Tuesday, May 15, 2012

The Amazing Story Of The Six Thousand Year Old Earth

On the seventh day of the Scopes 'Monkey Trial' the examination turned to the age of the universe.  The lawyer Clarence Darrow asked the politician William Jennings Bryan if he believed that the world began in 4004 B.C.  "That has been the estimate of a man that is accepted today," Bryan answered.  Darrow pressed Bryan.  Was this number, Darrow asked, based on the calculation from the "generations of man?"

Bryan didn't know.  "I do not think about the things I don’t think about."

“Do you think about the things you do think about?” Darrow jousted.

“Well, sometimes,” Bryan answered.

William Jennings Bryan is no artifact of the past.  As of 2010 about four in ten Americans think that the earth is less than ten thousand years old.  Many would say that the definite date of creation was October 23rd 4004 B.C.  Like Bryan, most of these Americans would be have a lot of trouble saying where on earth the 4004 B.C. number came from.

The date was fixed back in the 17th Century by a man named James Ussher, primate of all Ireland, based on biblical sources.  In today's science-sobered times we may sneer at Ussher's arrogance and folly--to think that we could discover the age of the universe simply by studying the books of the Old Testament!  But Ussher was no fanatic troglodyte.  He was a scholar, and his work stands as the culmination of a long intellectual tradition, one that was interdisciplinary, brave and rigorous--even if in the long arc of time it has been proven wrong.

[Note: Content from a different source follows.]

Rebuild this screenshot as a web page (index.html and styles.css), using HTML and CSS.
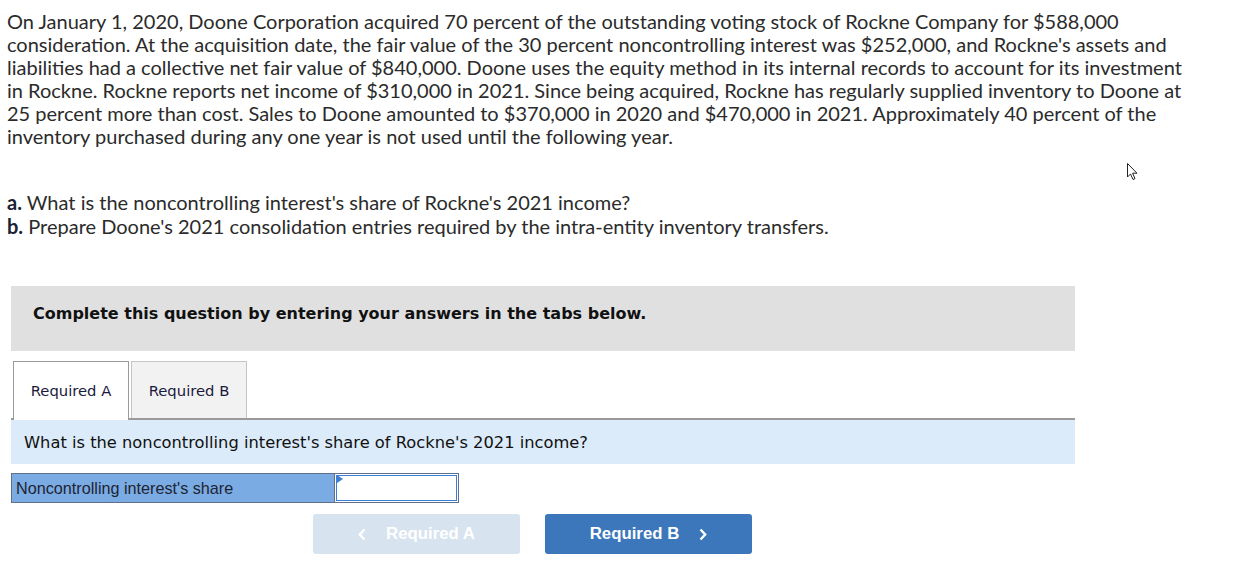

The task facing Ussher and the rest of his co-chronologers is sometimes characterized as easy: simply add up the lengths the reigns of kings and patriarchs in the Old Testament until they match with a particular known date in the past.  But enough problems arose doing this to give even the most diligent modern professor a long pause and a thoughtful chin scratch .  And today we have Google.

The first glaring problem was that at the time there were many different copies of the Bible floating around in a confusion of languages and from a motley of traditions--and they disagreed about the length of particular rulers' reigns.  The Septuagint--the Greek translation of the Torah--added over a thousand years to the total reign length, compared with other versions.  Ussher and his contemporaries had to sort through the conflicting data of scrambled manuscripts and figure out which version of holy scripture was the right one.  Ussher decided to go with the Hebrew version.

We would hope that once this was done, the Bible would give us a long list of kings coming one after the other, so that we could use their reign-lengths much the same way dendrochronology uses the width of tree rings to fix the ages of wood.  The Bible does provide us with such a desired unbroken list of kings--but only up until the reign of Solomon.  After that the successions become confused by war, conflicting kings, and co-regents.  This was more work for Ussher, untangling the mess of deaths and wars and exiles in the kingdoms of Israel and Judah.

And then there is a gap of about half a millennium between Ezra and Nehemiah--the final books in the Old Testament--and the birth of Jesus, the first biblical event on which we can confidently fix a date in the current calendar.  (Jesus' birth turns out to be in 4 B.C., by the way.)  To figure out the exact length of this gap, Ussher had to turn to outside texts and match some dateable biblical event with a datable historical event, and then work forward.

To do this, Ussher found a concordance between a the exile of Jehoiachin and the death of the Chaldean king Nebuchadnezzar II.  Once done, Ussher could hop over to the much more complete Chaldean and Persian records, before finally squaring these records with Roman ones.  This alone is a monumental achievement of archival genius, requiring knowledge of Hebrew, Sumerian, Persian and Latin--and who knows how many other minor languages; the assemblage and correspondance of ancient archives, histories, and lists of kings; and the resources and perseverance to do this archival work when there were no Amazon, no airmail, not internet.

Only after doing this could Ussher proudly unveil his work, and the true age of the universe.  His book, the frontispiece pictured above, ran to over two thousand pages of closely argued prose.  It settled once and for all the age of man.

Only not once and for all.  Future generations of scholars turned away from books and to the mountains, gorges, and rivers that stood outside their windows, and they saw in the landscape evidence that the world was much older than Ussher could ever have guessed.  It would take tens of thousands of years for rivers to etch fjords, for mountains to lift from the crust of the earth, for the hills to be ground down by wind.

But Ussher's scholarly work became a piece of ammo in the culture wars because in the 18th Century copies of the King James Bible started to carry handy annotations based on Ussher's chronology.  Look right there, the pages begged you, Creation--Part One--4004 B.C.  Today most Bibles no longer carry these dates.  But the 4004 B.C. date lives on.

This post is heavily indebted to Steven Jay Gould's lively essay on Ussher.  It was inspired by the In Our Time Episode on the Age Of The Universe, which is serious brain candy if you are curious about the historiography of of how old everything is--and aren't we all?